More recent studies have demonstrated the remarkable level of cooperation between organisms that is the basis for human life. One study from a biologist at the University of Cambridge has proposed that human beings have as many as 145 genes that have been borrowed from bacteria, other single-celled organisms, and viruses. In addition, only about half of the human body is made up of human cells — the other half consists of trillions of microbes and quadrillions of viruses that largely live in harmony with human cells. Contrary to the popular view that microbes and viruses are threats to human beings, most of these microbes and viruses are harmless or even beneficial to humans. Microbes are essential in digesting food and synthesizing vitamins, and even the human immune system is partly built and partly operated by microbes! If, as one biologist has argued, each human being is a “society of cells,” it would be equally valid to describe a human being as a “society of cells and microbes.”

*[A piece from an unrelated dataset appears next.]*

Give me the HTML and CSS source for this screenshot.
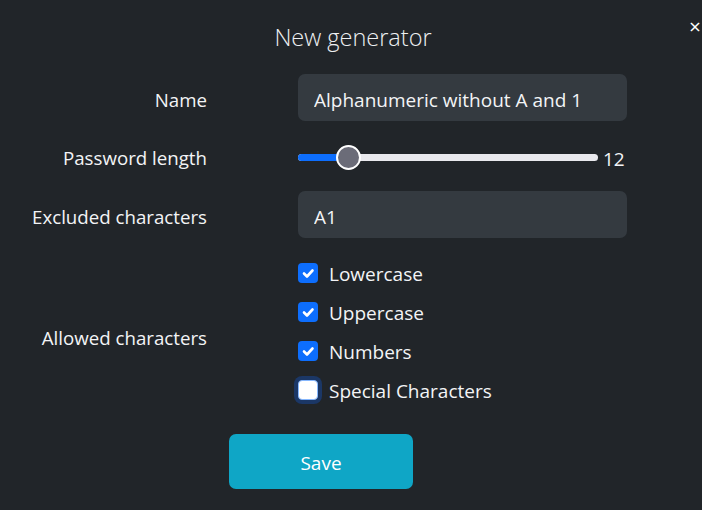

Is there randomness in evolution? Certainly. But the randomness is limited in scope, it takes place within a larger order which preserves incremental gains, and it provides the experimentation and diversity organisms need to meet new challenges and new environments. Alongside this randomness are epigenetic adaptations that turn genes on or off in response to environmental influences and the cooperative relations of symbiosis, which can build larger and more complex organisms. These additional facts do not prove the existence of a creator-God that oversees all of creation down to the most minute detail; but they do suggest a purposive order within which an astonishing variety of life forms can emerge and grow.